As a connoisseur for everything world music and disco, I like to scour all corners of the internet for musical gems. Approximately three months ago, I came across “Rave Fantasia” by Midnight Runners, a three-track EP of early-90s club-esque rave beats. Specifically, the track “Takan” took me away; its repetitive chorus (fully in Indonesian) quickly became engraved in my brain, and to this day I have not grown tired of the track.
Intrigued by the distinct sound, I looked more into the releases of Midnight Runners, and struck a world music gold mine. Through their releases, I found a plethora of unique disco and house tracks from China, Africa, and predominantly Southeast Asia. Unaware about Southeast Asia’s disco scene specifically, I was craving to know more about Midnight Runners, and what persuaded them to share these amazing relics with a broader audience.
I was able to get in contact with Munir, leader of “Midnight Runners,” and ask him some questions regarding the eclectic Asia Africa releases. Through this interview, KXLU explores the motivations of Midnight Runners, as well as the “Nusantara” Disco Scene that has been fairly obscure to Western Audiences until only recently.
1) According to your bandcamp, you consider yourselves “Bandung bred DJs, producers, record label owner, graphic designer & music enthusiasts.” With that said, would you call Midnight Runners a collective, and how many members are a part of it?
MUNIR: I think Midnight Runners is a collaborator-group movement, because we don’t have fixed members, with myself being the leader. We love to exchange members to share experiences and share music knowledge. We have changed members 5 times so far, but currently it is only one member.

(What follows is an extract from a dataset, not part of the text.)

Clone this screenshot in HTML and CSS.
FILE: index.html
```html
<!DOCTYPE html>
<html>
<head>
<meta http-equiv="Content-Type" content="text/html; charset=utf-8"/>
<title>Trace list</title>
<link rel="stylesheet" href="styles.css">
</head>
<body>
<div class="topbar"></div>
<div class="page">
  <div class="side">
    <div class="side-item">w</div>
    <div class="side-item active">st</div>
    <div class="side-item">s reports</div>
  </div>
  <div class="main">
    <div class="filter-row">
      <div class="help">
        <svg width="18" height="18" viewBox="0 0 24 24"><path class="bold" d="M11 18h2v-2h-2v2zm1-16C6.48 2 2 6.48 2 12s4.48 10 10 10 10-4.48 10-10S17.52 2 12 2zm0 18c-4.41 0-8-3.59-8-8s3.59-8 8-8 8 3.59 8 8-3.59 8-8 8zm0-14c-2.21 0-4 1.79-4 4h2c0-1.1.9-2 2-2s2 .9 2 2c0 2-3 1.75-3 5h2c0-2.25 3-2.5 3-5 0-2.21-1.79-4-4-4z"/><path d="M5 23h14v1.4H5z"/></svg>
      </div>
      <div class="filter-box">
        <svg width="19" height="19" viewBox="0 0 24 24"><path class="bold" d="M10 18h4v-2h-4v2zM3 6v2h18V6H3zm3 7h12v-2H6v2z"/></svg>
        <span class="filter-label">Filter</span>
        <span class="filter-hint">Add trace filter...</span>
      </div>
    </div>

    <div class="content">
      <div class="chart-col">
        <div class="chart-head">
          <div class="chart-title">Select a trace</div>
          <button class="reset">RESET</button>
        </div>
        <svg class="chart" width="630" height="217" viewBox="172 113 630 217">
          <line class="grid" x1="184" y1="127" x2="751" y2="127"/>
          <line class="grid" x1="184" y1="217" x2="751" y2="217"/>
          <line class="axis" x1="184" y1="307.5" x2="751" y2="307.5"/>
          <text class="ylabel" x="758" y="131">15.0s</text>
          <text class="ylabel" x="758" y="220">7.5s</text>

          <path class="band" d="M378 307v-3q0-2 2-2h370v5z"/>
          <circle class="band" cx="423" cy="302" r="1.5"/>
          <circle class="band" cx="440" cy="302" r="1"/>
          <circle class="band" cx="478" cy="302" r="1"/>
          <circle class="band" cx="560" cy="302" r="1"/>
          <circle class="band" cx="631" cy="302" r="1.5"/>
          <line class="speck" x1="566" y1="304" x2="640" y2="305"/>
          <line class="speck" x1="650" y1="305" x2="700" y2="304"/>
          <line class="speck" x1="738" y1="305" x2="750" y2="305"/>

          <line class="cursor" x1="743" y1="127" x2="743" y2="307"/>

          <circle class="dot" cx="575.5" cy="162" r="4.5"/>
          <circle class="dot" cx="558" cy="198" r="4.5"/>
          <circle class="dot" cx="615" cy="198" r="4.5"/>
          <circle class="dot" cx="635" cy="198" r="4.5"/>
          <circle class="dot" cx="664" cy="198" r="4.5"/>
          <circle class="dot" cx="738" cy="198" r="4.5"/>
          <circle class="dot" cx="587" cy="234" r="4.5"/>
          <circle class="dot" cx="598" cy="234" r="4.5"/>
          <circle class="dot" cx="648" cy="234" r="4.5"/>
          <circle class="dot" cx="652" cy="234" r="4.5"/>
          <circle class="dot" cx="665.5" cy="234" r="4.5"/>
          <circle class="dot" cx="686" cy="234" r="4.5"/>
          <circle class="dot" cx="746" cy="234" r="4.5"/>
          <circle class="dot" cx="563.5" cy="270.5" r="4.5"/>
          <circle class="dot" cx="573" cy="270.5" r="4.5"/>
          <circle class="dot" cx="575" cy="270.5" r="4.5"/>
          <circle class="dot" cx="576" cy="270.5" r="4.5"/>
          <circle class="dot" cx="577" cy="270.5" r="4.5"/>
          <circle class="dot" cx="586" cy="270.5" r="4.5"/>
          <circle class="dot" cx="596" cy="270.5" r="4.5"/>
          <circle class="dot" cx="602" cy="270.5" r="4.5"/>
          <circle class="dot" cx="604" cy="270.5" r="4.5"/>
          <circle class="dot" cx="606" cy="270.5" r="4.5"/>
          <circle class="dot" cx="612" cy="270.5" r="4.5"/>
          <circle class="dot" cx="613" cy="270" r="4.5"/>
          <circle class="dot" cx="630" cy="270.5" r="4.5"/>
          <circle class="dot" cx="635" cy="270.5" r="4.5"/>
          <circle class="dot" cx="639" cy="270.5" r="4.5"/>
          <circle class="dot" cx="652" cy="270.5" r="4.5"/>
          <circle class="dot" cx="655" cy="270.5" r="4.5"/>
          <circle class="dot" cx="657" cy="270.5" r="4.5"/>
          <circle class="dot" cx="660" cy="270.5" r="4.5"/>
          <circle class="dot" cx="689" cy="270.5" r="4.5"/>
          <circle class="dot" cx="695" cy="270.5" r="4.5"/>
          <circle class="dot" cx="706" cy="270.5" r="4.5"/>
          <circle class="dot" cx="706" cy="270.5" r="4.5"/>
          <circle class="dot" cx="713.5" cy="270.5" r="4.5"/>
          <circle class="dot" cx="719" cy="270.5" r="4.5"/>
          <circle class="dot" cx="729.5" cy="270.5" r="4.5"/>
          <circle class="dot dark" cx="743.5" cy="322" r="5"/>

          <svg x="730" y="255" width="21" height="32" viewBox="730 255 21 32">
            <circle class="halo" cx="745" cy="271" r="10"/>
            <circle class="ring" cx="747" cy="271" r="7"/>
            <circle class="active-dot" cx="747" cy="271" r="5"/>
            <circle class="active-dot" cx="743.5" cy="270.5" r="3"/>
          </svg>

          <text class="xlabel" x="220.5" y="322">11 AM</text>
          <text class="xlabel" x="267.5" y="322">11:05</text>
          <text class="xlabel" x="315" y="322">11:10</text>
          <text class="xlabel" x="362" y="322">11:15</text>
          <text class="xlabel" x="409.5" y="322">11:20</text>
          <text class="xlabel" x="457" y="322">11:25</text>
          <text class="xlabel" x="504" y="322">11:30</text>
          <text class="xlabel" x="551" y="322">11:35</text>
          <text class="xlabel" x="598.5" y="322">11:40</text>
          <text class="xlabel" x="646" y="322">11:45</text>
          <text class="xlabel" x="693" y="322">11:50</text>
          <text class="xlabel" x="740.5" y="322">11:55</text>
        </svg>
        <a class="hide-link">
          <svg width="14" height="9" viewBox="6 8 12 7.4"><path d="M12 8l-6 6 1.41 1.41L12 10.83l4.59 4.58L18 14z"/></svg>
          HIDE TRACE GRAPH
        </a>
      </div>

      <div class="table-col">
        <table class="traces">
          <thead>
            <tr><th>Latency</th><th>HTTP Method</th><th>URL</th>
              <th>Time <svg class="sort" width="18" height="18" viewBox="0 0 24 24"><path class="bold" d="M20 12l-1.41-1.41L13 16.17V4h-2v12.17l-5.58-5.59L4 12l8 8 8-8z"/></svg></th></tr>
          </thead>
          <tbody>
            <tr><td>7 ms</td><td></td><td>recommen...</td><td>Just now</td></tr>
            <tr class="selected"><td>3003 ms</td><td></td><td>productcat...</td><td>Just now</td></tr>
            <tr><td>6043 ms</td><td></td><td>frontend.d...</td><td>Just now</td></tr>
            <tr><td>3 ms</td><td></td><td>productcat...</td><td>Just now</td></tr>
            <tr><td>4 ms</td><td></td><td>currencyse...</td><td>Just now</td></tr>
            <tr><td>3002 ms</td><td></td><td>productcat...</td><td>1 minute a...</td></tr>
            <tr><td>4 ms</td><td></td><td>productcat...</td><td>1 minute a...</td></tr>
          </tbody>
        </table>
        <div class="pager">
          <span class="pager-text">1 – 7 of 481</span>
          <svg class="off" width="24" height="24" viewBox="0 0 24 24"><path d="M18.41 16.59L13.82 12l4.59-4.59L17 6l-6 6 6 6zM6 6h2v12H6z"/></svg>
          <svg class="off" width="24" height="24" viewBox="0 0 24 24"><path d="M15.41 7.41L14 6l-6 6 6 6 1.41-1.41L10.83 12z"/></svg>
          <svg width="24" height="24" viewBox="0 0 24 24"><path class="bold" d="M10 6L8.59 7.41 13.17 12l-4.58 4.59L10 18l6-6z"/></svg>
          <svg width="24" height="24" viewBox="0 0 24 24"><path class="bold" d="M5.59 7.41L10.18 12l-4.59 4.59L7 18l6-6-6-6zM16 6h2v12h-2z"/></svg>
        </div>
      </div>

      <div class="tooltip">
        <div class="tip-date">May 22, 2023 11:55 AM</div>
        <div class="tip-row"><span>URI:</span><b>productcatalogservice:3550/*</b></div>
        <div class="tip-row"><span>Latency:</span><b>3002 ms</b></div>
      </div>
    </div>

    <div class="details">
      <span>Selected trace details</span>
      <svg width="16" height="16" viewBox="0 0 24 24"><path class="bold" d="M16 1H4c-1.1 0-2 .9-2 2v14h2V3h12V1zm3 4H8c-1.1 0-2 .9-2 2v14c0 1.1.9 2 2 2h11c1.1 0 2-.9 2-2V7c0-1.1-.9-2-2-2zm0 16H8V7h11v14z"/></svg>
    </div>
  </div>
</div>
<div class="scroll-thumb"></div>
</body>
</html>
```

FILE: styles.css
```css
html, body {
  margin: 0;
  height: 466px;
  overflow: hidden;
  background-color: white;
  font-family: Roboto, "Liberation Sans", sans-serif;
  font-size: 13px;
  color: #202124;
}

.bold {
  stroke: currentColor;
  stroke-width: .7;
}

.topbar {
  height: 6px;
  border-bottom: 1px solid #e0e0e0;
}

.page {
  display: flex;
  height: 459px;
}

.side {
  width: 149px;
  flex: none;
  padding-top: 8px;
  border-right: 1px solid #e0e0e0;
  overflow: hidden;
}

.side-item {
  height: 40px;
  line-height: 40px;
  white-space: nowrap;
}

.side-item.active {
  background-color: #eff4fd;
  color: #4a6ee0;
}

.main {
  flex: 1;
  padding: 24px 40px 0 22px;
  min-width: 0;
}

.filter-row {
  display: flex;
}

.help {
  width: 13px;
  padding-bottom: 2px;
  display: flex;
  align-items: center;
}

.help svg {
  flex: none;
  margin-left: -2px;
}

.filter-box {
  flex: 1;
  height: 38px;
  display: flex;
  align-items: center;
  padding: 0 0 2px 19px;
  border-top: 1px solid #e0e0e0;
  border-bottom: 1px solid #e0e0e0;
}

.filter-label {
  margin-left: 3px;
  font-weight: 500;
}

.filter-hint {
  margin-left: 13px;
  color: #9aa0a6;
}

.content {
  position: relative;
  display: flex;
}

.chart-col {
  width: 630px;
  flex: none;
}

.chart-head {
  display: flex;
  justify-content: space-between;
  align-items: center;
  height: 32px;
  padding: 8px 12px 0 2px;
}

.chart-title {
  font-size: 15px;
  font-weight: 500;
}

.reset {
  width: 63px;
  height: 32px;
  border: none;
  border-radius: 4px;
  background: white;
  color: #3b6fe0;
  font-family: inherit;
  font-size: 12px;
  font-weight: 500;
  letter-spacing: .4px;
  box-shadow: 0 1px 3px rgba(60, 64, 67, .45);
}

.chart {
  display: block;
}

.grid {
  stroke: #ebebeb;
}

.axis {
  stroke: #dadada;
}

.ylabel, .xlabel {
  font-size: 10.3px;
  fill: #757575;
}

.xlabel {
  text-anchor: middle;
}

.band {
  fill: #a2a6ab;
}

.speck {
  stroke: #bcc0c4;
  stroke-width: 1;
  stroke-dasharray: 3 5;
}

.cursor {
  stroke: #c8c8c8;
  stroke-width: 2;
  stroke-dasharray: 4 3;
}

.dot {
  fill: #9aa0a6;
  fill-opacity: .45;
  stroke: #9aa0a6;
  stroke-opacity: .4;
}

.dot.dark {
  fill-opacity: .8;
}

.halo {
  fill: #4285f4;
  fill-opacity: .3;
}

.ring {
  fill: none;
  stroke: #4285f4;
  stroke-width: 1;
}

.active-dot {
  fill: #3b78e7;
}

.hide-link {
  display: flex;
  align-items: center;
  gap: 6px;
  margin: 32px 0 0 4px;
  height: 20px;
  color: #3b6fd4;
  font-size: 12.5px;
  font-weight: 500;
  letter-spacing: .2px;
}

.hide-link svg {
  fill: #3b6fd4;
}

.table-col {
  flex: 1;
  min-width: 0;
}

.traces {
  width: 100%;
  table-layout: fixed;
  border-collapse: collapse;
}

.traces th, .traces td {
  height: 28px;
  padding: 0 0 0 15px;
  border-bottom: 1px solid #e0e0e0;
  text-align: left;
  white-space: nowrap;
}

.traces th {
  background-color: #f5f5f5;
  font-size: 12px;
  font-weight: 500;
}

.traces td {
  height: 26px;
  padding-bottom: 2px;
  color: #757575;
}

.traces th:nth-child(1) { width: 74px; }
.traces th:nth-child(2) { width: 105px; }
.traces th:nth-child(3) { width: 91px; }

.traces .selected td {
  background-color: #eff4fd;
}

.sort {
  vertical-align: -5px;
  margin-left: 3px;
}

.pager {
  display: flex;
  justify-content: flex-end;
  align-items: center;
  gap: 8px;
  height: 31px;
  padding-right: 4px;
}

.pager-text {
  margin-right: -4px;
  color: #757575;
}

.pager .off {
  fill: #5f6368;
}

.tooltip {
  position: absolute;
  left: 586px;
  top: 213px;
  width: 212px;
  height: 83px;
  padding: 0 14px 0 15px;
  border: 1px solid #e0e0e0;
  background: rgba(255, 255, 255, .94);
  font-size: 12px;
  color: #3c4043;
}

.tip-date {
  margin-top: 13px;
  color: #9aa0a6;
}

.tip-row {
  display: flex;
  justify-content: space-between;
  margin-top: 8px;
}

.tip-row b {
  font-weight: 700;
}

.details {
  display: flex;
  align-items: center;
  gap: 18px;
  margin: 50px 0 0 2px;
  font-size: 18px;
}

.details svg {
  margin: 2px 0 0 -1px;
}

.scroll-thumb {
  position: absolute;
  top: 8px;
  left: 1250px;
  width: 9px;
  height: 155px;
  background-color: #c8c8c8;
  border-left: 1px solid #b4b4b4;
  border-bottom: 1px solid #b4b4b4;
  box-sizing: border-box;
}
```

2) How did Midnight Runners get its start, and has it evolved since its beginning?
MUNIR: Let’s see, I have loved the sound of vinyl records for a long time, because my uncle always gave me records from his work as a sailor back in the 70s/80s. Because of this, I made it a goal to make records through Midnight Runners, and since then, I have accomplished that. Today, I try to evolve by using sustainability with music edits, which means I like the music but don’t like specific parts of it, so I edit and splice the songs and Djs get to play a new version of the original track.
3) Being from Bandung, does the city have a strong music culture, especially with the sounds you specialize in?
MUNIR: Yes, actually the creative industry in Bandung has been strong since 1997, after the Asian Financial Crisis. Bandung is one of the creative pioneers of the area, with many streetwear brands coming here and starting a creative boom. Many Art colleges are here too, helping the culture. Bandung is surrounded by mountains and hills, which makes perfect weather to chill and make music; it’s influenced me to produce original music, making it more weird and dreamy. Living here also cheap, like Bali but with less tourism.
4) Throughout your releases, you use the term “Nusantara Disco” pretty frequently. What exactly is Nusantara disco?
MUNIR: “Nusantara” is another word for the South East Asia region that was used a long time ago. The old name fits the feel for my disco edits, because the groove came from Nusantara/Southeast Asian countries and its people.
5) How does Nusantara Disco differentiate from the mainstream perception of disco music?
MUNIR: In 1970s Indonesia, there were many disco parties at people’s houses or warehouses, using a live disco band (rarely with DJs). DJ parties came around in the early 80s.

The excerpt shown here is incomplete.